On any given day in California, you are never more than a short drive from an active fault. To put it simply, the whole damn state is seismically active. Other states rumble, too; Hawaii, Missouri, New York, South Carolina. Alaska, largest state in the Union, sees even more earthquake activity than us, yet California can’t shake its quakey reputation.

Along with this reputation come plenty of misconceptions—too many to fit in one weekly article. I chose five that, no matter how often I shoot them down, they just keep coming back. 

“We can predict earthquakes, the government just won’t tell us.”

I understand this one. It’s a marriage of two conspiracies, and only one has a shred of credibility. For one, science cannot predict earthquakes, full-stop, do not pass ‘go,’ forget your $200. I don’t give a damn what Dutchsinse said. Like seismologist Dr. Lucy Jones says, “If someone tells you they know an earthquake is coming, they aren’t using science to do it.” 

In an interview I can’t find, Dr. Jones joked that had she been the seismologist to crack the code, she’d be a lot richer by now.

“Small earthquakes relieve pressure on faults.”

The myth persists to this day, literally. Interviews about this morning’s earthquake swarm in San Ramon featured this question. “Unfortunately small earthquakes really don’t change the picture for larger earthquakes,” said Pacific Northwest Seismic Network Director Dr. Harold Tobin. That myth comes from the misconception that faults work like pressure cookers, and these tremors are their safety release valves. “People like to think of that as relieving a little pressure,” said Dr. Tobin, “but it doesn’t work that way.”
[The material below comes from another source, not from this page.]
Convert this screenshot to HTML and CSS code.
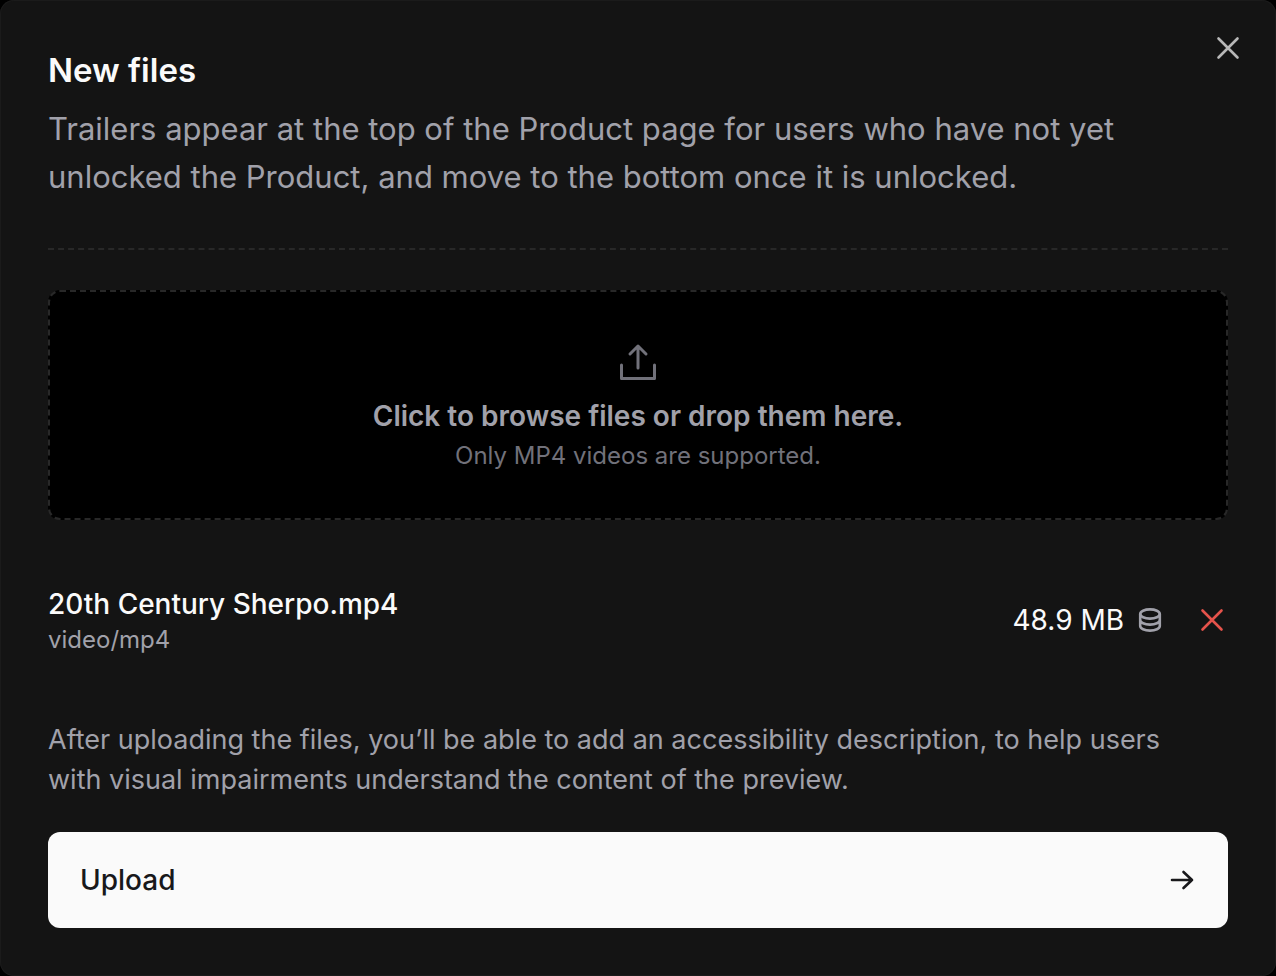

It comes down to an issue of scale. Solid rock has enormous capacity for stress, so intensifying an earthquake demands extreme leaps of energy. This morning’s quakes in Contra Costa County maxed out at M3.8. To recreate the 2014 West Napa quake, a M6.0, you’d need over 1,995 times more power. A M3.8 is a flash in the pan, enough for a, “What was that?” before routine reclaims us. By 2005, the M9.6 1960 Valdivia quake still accounted for around 25% of the seismic energy spent since 1960. 

“California’s going to fall into the ocean.”

This myth relies entirely on the notion that the ocean is a bottomless pit into which all that falls is still falling today. It isn’t. The seafloor—it’s in the goddamn name. I’m frustrated about sharing a world with people who still think the Earth is flat. In fact, I’m still not convinced it’s not a prank à la “birds aren’t real.” But that’s beside the point. Geologically speaking, the Earth cannot shrug California into the sea. Even if the ocean could receive it, the San Andreas Fault is not a cliff in waiting. The San Andreas has more in common with the Joker’s scar, far likelier to cut a cliff’s face than be one. Whether the rest of California likes it or not, the coast isn’t going anywhere except 2–3 inches northwest per year

“My pet can predict earthquakes.”

You may call it cheating—“didn’t you cover this right off the bat?” Technically, yes. But this is my listicle and I’ll write what I want. 

It’s not fair, but your pet isn’t special. Your dog does not deserve to shit wherever it wants. When you die, your cat will eat your face, and you will deserve it. Your fish would grab your head, pull you into its tank and drown you if it could. I have no basis for anything in this paragraph so far, other than your pet is an animal you love. But no matter how impressively you train them, (and I encourage you to try), no animal can predict an earthquake

“You should get in a doorway during an earthquake.”

This chunk of advice was grandfathered in from the era of old adobe structures. Several cities in California still have some around, and in those homes, this advice may still hold up. In traditional (i.e. unreinforced) adobe homes, the doorway is the strongest structural element and thus better shelter. In this day and age however, a well-built wood-frame house or reinforced highrise comes through an earthquake and remains habitable. 

One terrible secret on its way to becoming well-known: California subscribes to a life-safety-only dogma with regards to seismic coding. It means the state allows construction to proceed when developers meet bare-minimum requirements. Billionaires erect their skyscrapers knowing they will be red-tagged and demolished as opposed to repaired and rehabilitated. Who knows why it isn’t common practice to build for rehabilitation vs. at a total loss? There’s got to be a payout at the top somewhere (just ask Larry Silverstein!). 

During an earthquake, the only place you should be running to is under a sturdy desk or table. If that’s too far, drop down, cover your head, and ride it out. In bed? Stay in bed. Resist every stupid urge to run outside. You want to avoid glass in your feet, bones jutting out of your ankles, bricks unseating your brain from its cradle? Don’t run outside. What kills many people isn’t the quake or even the building they were in when it struck, but panic. 

So think twice before lining shelves with your glass menagerie or hanging that mirror above your bed. A killer quake is in store. Earthquakes are annoying because you can only get through them by preparing in advance, and they kill people. Only you can prevent a fraction of an earthquake’s devastating effects; the rest, cushioned by their infrequency, is up to chance.